Author Oswald Egger wins Georg Büchner Prize for literature
It is everything you could wish for. I am very hard-working and don’t see this as the end of what I do, rather as a driving force
Admin I Sunday, Nov. 03, 2024
BERLIN – Oswald Egger has been awarded the annual Georg Büchner Prize, one of the most important literary awards in the German-speaking world.
“It is everything you could wish for,” Egger said before the award ceremony Saturday at the Staatstheater in Darmstadt.
“I am very hard-working and don’t see this as the end of what I do, rather as a driving force,” added Egger.
“With Oswald Egger, the German Academy for Language and Literature honours a writer who has been crossing and expanding the boundaries of literary production since his first publication in 1993,” the jury said when announcing the winner.

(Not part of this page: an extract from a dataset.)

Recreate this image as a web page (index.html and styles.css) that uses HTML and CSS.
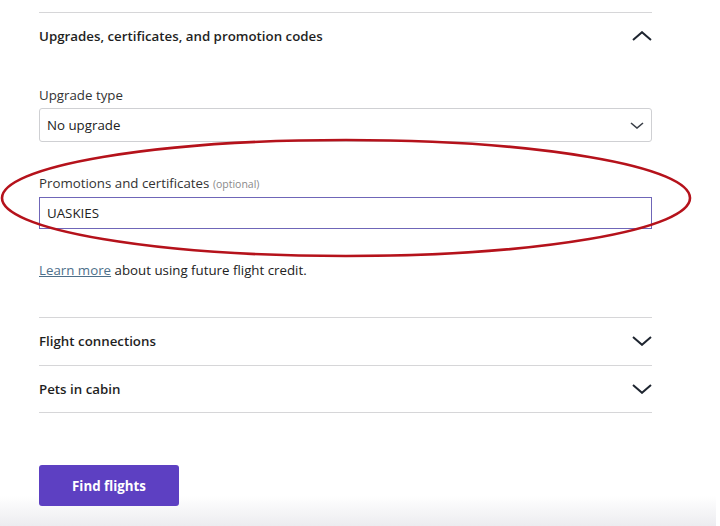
FILE: index.html
```html
<!DOCTYPE html>
<html>
	<head>
		<title>Find flights</title>
		<link rel="stylesheet" href="styles.css">
	</head>

	<body>
		<div class="fondo"></div>
		<div class="pagina">
			<div class="sezione aperta">
				<div class="intestazione">
					<span>Upgrades, certificates, and promotion codes</span>
					<svg class="freccia" width="20" height="10" viewBox="0 0 20 10"><path d="M1 9 L10 1.2 L19 9" fill="none" stroke="#1e2530" stroke-width="2"/></svg>
				</div>
				<div class="campo">
					<label class="etichetta">Upgrade type</label>
					<div class="select">
						<span>No upgrade</span>
						<svg width="14" height="7" viewBox="0 0 14 7"><path d="M1 1 L7 6 L13 1" fill="none" stroke="#3a3f48" stroke-width="1.6"/></svg>
					</div>
				</div>
				<div class="campo promo">
					<label class="etichetta">Promotions and certificates <span class="opzionale">(optional)</span></label>
					<div class="input">UASKIES</div>
				</div>
				<p class="nota"><a href="#">Learn more</a> about using future flight credit.</p>
			</div>
			<div class="sezione">
				<div class="intestazione">
					<span>Flight connections</span>
					<svg class="freccia" width="20" height="10" viewBox="0 0 20 10"><path d="M1 1 L10 8.8 L19 1" fill="none" stroke="#1e2530" stroke-width="2"/></svg>
				</div>
			</div>
			<div class="sezione ultima">
				<div class="intestazione">
					<span>Pets in cabin</span>
					<svg class="freccia" width="20" height="10" viewBox="0 0 20 10"><path d="M1 1 L10 8.8 L19 1" fill="none" stroke="#1e2530" stroke-width="2"/></svg>
				</div>
			</div>
			<button class="pulsante">Find flights</button>
		</div>
		<svg class="cerchio" width="720" height="526" viewBox="0 0 720 526">
			<ellipse cx="346" cy="198" rx="344" ry="58" fill="none" stroke="#b5121b" stroke-width="2.6"/>
		</svg>
	</body>
</html>
```

FILE: styles.css
```css
body {
	margin: 0;
	background-color: #ffffff;
	font-family: "Open Sans", "Liberation Sans", sans-serif;
	color: #222;
	width: 720px;
	height: 526px;
	overflow: hidden;
	position: relative;
}

.pagina {
	position: relative;
	width: 613px;
	margin-left: 39px;
	padding-top: 12px;
}

.sezione {
	border-top: 1px solid #d6d6d8;
}

.ultima {
	border-bottom: 1px solid #d6d6d8;
}

.intestazione {
	height: 46.5px;
	display: flex;
	align-items: center;
	justify-content: space-between;
	font-size: 13.3px;
	font-weight: 600;
	color: #1f1f1f;
}

.aperta .intestazione {
	height: 46px;
}

.campo {
	margin-top: 26px;
}

.promo {
	margin-top: 31px;
}

.etichetta {
	display: block;
	font-size: 13.3px;
	line-height: 20px;
	color: #333;
	margin-bottom: 3px;
}

.opzionale {
	font-size: 10.5px;
	color: #8a8a8a;
}

.select {
	height: 32px;
	border: 1px solid #cfd0d3;
	border-radius: 3px;
	display: flex;
	align-items: center;
	justify-content: space-between;
	padding: 0 7px 0 7px;
	font-size: 13.3px;
	color: #222;
}

.input {
	height: 30px;
	border: 1px solid #6f66b8;
	display: flex;
	align-items: center;
	padding: 0 7px;
	font-size: 13.3px;
	color: #222;
}

.nota {
	margin: 31px 0 37px 0;
	font-size: 13.3px;
	line-height: 20px;
	color: #222;
}

.nota a {
	color: #4d6f8a;
	text-decoration: underline;
}

.pulsante {
	display: block;
	margin-top: 52px;
	width: 140px;
	height: 41px;
	background-color: #5d40c2;
	color: #ffffff;
	border: none;
	border-radius: 3px;
	font-family: "Open Sans", "Liberation Sans", sans-serif;
	font-size: 13.3px;
	font-weight: 700;
}

.fondo {
	position: absolute;
	left: 0;
	bottom: 0;
	width: 716px;
	height: 30px;
	background: linear-gradient(#ffffff, #ececf0);
}

.cerchio {
	position: absolute;
	left: 0;
	top: 0;
}
```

The author, who was born in Meran in South Tyrol, studied literature and philosophy in Vienna and currently lives in North Rhine Westphalia in western Germany.
Literature radicalised again
“Oswald Egger deserves the Büchner Prize because he is radicalising a certain idea of literature again,” literary critic Paul Jandl said in his laudatory speech.
“What distinguishes the work of the Büchner Prize winner from much of literature: He does not tell of a beginning towards an end,” Jandl
added.
Since 1951, the Academy has awarded the prize to writers who write in German. The winner currently receives €50,000 ($56,000).
Prizewinners must “stand out in particular for their works and achievements” and “play a significant role in shaping contemporary German cultural life.”
The prize is financed by the federal government, the state of Hesse and the city of Darmstadt.
Big-name former prizewinners
Max Frisch (1958), Günter Grass (1965) and Heinrich Böll (1967) are among previous prizewinners.
The prize is named after the playwright and revolutionary Georg Büchner, who was born in the Grand Duchy of Hesse in 1813 and died in Zurich in 1837.